Put Me In Coach; I Just Gotta Play

I attended my first high school football banquet this month. My daughter was recognized with the freshman cheerleaders. She and two of the other girls presented a senior player with a scrapbook they made for him. The program was the longest session of back-patting I’ve ever witnessed. In order to work in every conceivable compliment and, of course, not forget to mention any player’s endeavors, it lasted over two hours. Have I already given away the fact I’m not a sports enthusiast?
As I watched 15 to 20 minutes of highlights from this year’s games, my eyes glazed into a fixed stare at the big screen. I can’t help but appreciate the special abilities it takes to run fast, jump far, vault obstacles, perform gymnastics, swim long, or just control your body to consistently swing a golf club (even a dance move). Sorry, football fans, I’m just not geared for the game. It looks to me like football’s foremost requirement is having the grit and determination to allow yourself to butt heads and be pummeled around the field. That kind of courage is not to be taken lightly, but graceful it ain’t. When I want to appreciate physical movement, I guess I expect a certain amount of grace.

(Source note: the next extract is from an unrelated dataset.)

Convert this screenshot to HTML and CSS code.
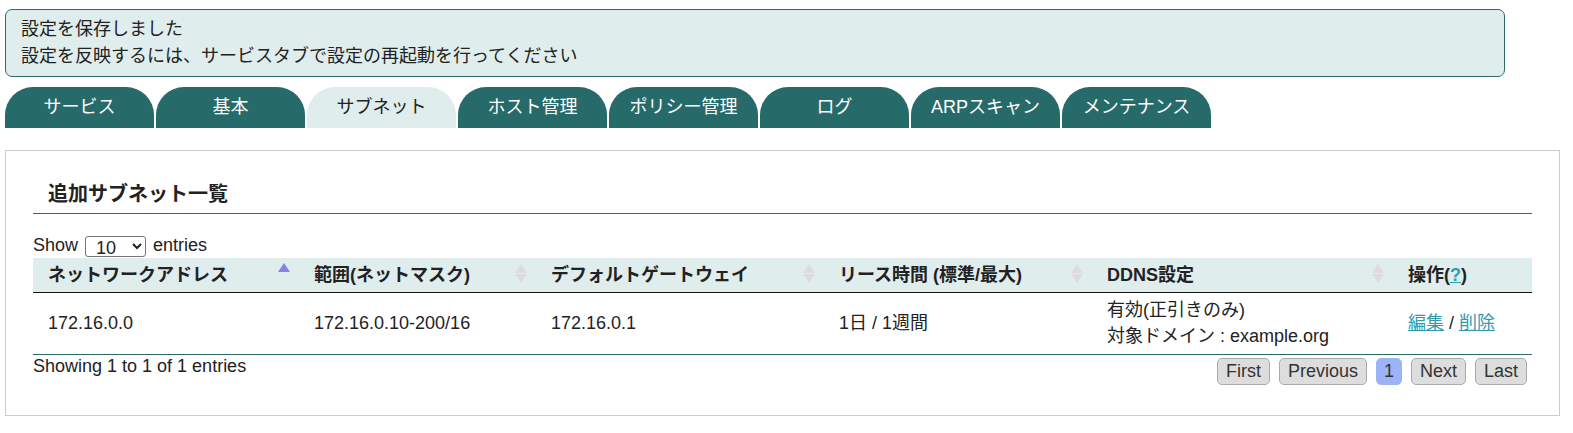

I was thankful to sit alone both in the commons area for the film and in the auditorium for the awards. I wouldn’t have been able to intelligently comment to anyone about this year’s (or any other) football. If the sports fans of the school had known what I was thinking part of the time, they would have put it to me, “Lady, you don’t belong here!”
From our cheerleading coach, our football coach, through the lineup of assistant coaches, on down to squad captains, trainers and cheerleaders came teary-eyed praise at season’s end. Emotion was the outstanding feature of the night (and if one coach used that word once, he said it 50 times during the program).
Even the coldest fish wrapped in sports pages couldn’t be immune to the feelings that swelled the auditorium. I hugged a fellow freshman mom when we left. We noted the usual “how fast time flies, how soon they grown up, and what special young adults our kids appear to be.”
More back-patting? Well, why not? Like the scrapbook shows, high school years are for making memories. If I don’t get anything else from football, I see that I should never be content to sit back and watch; I need to get in there and play. Vince Lombardi had it exactly right when he said, “Individual commitment to group effort — that is what makes a team work, a company work, a society work, a civilization work.”